**To do**
Look for the line containing "Write the React, TypeScript" and the line containing "import React from"; retype them and all lines between, exactly, and leave out the pictures.

**Listed entries**

::::

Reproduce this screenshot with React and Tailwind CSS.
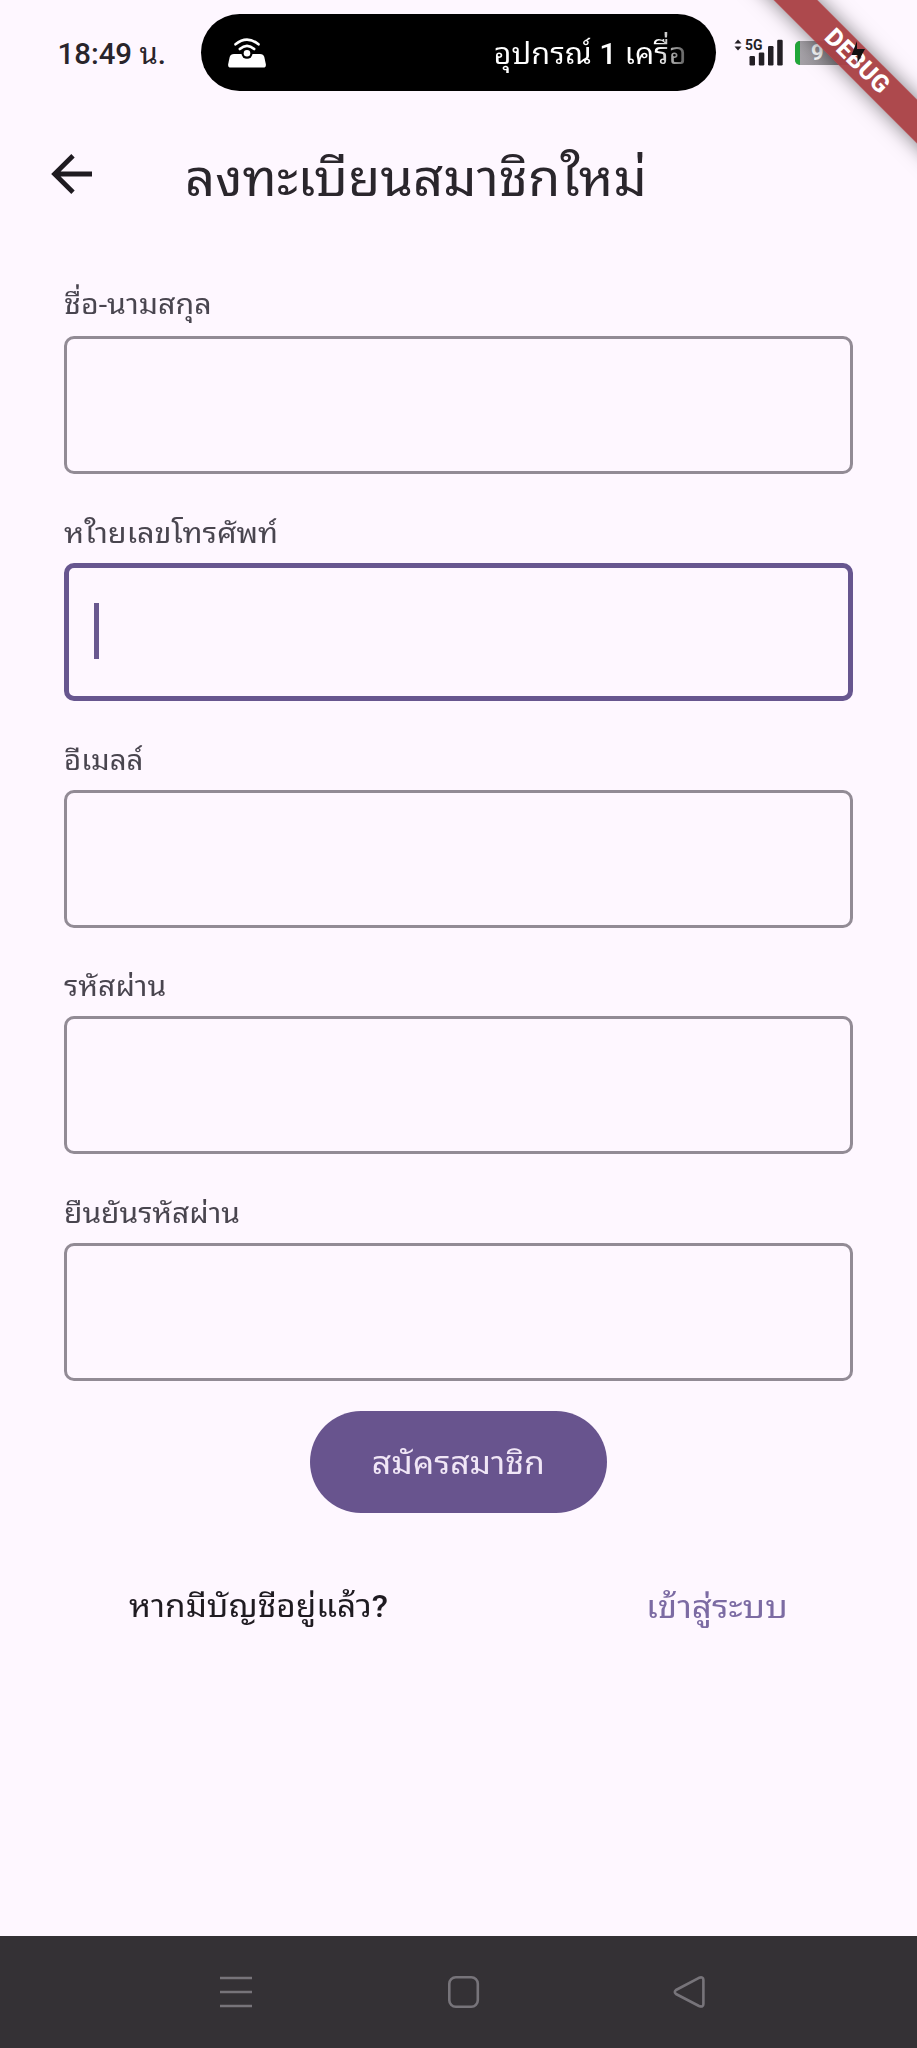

::::

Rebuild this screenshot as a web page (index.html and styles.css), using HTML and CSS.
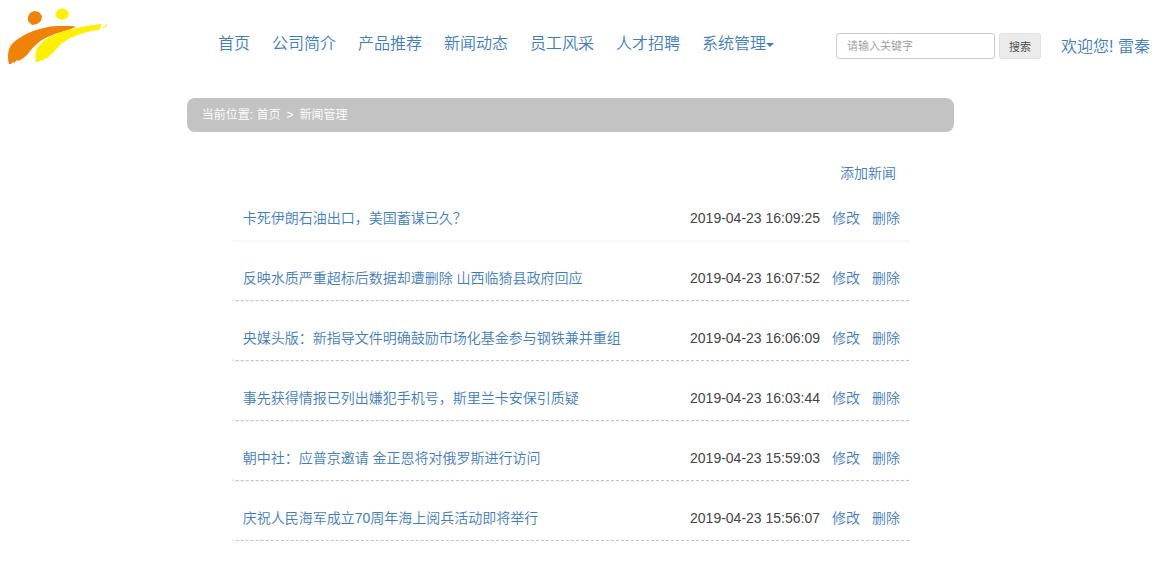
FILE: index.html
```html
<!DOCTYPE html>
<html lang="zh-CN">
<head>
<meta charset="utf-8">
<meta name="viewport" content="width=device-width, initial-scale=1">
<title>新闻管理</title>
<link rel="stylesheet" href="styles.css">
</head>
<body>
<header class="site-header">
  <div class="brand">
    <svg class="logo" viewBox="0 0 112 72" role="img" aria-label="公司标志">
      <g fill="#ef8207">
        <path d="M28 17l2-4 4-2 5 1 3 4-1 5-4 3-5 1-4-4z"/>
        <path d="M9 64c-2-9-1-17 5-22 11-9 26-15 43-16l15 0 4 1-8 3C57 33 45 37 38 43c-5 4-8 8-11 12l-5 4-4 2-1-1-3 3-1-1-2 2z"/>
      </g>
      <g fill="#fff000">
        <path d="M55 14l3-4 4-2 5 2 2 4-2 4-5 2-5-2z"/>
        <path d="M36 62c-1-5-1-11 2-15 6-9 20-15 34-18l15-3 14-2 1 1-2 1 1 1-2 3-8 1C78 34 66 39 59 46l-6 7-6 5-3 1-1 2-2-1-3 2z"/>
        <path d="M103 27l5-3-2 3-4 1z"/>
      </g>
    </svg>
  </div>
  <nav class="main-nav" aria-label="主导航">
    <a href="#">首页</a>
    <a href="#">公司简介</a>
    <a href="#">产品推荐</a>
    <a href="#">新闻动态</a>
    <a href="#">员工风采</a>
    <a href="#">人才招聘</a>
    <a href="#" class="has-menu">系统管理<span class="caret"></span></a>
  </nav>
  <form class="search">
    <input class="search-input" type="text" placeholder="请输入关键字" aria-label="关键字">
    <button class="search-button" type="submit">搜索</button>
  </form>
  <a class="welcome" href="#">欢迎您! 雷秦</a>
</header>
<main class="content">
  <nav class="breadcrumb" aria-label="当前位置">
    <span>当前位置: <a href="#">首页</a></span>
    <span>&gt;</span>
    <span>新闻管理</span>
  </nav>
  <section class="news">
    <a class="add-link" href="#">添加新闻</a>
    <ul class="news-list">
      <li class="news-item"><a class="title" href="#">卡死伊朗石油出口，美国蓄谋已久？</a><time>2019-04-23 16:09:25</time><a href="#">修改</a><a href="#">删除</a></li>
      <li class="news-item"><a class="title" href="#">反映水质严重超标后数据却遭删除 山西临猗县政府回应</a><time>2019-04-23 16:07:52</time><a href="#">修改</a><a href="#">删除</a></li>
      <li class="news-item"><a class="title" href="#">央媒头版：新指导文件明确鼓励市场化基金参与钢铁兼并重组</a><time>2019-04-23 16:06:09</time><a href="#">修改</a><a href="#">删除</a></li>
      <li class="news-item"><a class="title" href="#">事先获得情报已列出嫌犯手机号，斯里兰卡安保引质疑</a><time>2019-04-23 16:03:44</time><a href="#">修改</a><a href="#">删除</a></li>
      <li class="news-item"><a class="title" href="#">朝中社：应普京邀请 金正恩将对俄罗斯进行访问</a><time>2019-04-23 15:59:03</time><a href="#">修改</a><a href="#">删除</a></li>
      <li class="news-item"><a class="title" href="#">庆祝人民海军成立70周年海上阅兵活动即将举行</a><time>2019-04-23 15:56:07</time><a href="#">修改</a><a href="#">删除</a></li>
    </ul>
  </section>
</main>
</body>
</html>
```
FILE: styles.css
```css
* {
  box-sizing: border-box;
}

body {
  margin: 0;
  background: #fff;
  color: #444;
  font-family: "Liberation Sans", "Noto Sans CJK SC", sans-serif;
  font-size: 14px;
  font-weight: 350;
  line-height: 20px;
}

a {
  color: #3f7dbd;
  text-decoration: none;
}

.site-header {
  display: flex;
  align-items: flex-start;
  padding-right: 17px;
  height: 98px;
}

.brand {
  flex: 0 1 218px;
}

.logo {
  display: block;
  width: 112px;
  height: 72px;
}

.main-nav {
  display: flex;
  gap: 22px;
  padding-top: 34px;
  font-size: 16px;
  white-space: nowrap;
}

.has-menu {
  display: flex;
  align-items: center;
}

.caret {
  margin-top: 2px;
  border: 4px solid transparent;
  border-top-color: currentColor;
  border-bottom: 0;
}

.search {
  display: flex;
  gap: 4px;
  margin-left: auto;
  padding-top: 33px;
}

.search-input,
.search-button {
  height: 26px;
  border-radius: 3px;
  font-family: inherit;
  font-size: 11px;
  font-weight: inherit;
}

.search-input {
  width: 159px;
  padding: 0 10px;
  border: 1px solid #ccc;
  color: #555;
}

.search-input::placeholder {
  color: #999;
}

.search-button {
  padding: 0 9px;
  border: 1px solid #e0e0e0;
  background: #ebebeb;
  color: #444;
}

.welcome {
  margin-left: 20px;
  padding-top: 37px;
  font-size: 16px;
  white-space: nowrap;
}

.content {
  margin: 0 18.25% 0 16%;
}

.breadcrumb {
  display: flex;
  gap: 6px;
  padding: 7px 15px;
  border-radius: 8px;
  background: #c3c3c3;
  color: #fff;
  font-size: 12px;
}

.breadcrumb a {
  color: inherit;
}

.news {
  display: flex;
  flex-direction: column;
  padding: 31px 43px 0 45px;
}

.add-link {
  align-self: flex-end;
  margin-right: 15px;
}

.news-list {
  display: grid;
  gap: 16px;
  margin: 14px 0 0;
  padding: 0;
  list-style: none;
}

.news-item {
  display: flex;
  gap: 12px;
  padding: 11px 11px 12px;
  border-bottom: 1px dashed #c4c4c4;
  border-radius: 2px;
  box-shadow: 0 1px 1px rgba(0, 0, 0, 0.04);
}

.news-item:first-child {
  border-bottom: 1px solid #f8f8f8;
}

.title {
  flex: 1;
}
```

::::

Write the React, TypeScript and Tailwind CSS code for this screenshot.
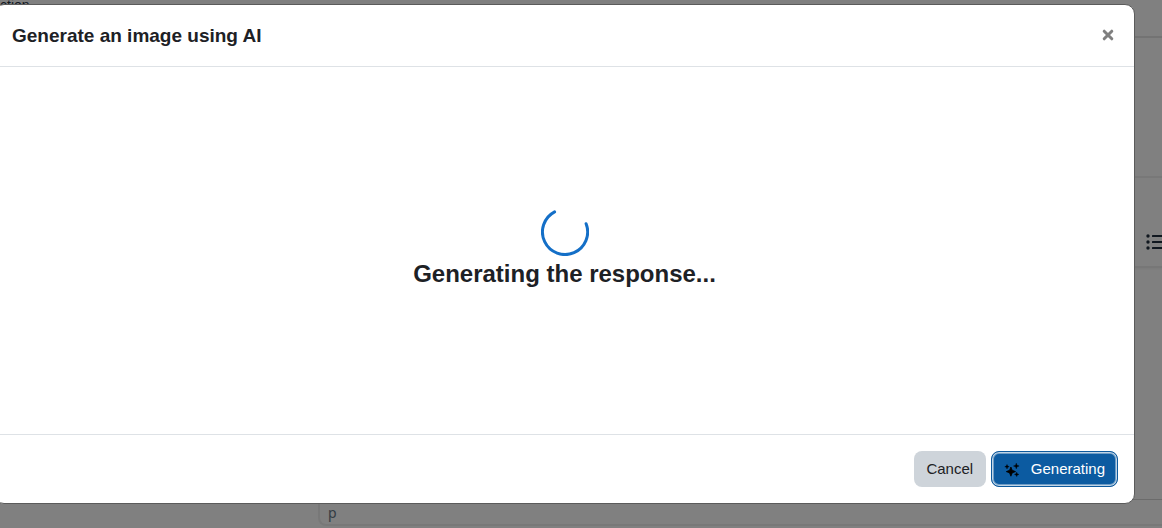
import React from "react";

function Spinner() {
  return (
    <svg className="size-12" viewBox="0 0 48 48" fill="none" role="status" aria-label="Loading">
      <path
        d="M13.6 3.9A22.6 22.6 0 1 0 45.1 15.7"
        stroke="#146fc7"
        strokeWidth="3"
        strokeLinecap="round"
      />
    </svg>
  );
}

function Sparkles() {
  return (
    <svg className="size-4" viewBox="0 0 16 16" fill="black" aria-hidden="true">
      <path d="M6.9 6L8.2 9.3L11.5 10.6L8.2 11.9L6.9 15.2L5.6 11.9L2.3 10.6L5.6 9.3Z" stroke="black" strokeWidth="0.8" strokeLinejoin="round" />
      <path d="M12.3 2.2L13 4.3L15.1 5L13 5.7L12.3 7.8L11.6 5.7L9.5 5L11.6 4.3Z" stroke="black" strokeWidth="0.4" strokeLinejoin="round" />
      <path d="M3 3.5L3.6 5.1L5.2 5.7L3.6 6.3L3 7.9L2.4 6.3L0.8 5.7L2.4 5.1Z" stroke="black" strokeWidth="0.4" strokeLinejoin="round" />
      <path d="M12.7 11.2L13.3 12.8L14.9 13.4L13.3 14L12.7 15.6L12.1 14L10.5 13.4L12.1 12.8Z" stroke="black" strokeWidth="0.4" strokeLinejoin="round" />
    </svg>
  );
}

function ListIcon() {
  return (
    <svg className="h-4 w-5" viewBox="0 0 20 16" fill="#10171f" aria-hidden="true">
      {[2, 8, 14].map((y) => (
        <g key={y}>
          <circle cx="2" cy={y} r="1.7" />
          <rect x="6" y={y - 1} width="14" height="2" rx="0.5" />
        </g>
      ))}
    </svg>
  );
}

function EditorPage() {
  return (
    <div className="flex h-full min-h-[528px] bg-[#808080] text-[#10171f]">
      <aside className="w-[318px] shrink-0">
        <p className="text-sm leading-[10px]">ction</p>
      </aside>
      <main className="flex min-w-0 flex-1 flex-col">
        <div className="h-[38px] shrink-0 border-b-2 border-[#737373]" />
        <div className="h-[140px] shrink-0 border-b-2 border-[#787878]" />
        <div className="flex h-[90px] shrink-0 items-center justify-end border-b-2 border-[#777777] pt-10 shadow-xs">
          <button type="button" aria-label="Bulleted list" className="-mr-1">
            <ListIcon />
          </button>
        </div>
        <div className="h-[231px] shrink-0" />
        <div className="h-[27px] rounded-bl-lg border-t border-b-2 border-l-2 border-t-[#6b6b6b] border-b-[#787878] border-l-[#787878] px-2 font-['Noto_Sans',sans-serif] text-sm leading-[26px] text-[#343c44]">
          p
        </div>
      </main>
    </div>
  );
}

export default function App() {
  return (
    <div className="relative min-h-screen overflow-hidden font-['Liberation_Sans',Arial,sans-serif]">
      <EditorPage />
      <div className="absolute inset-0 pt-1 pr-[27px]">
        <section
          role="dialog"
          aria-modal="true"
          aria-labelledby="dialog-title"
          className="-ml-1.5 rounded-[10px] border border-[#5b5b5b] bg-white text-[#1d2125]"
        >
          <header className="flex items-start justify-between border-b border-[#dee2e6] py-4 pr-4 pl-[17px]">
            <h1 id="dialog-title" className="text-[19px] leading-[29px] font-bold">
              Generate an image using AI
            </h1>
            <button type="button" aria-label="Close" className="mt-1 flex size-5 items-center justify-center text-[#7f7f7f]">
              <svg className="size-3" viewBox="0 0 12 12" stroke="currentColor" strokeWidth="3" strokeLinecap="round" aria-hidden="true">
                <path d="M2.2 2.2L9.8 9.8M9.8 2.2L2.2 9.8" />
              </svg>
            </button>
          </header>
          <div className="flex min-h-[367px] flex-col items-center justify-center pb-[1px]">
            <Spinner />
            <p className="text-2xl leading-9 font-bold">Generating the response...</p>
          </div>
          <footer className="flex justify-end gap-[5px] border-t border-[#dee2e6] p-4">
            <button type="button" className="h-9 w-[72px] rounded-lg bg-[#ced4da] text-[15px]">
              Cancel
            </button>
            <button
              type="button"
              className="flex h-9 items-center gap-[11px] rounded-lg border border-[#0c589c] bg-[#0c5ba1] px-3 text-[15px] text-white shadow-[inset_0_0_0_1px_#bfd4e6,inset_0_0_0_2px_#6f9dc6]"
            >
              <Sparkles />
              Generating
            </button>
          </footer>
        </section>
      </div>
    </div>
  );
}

::::

**Result of this exercise**
Write the React, TypeScript and Tailwind CSS code for this screenshot.
import React from "react";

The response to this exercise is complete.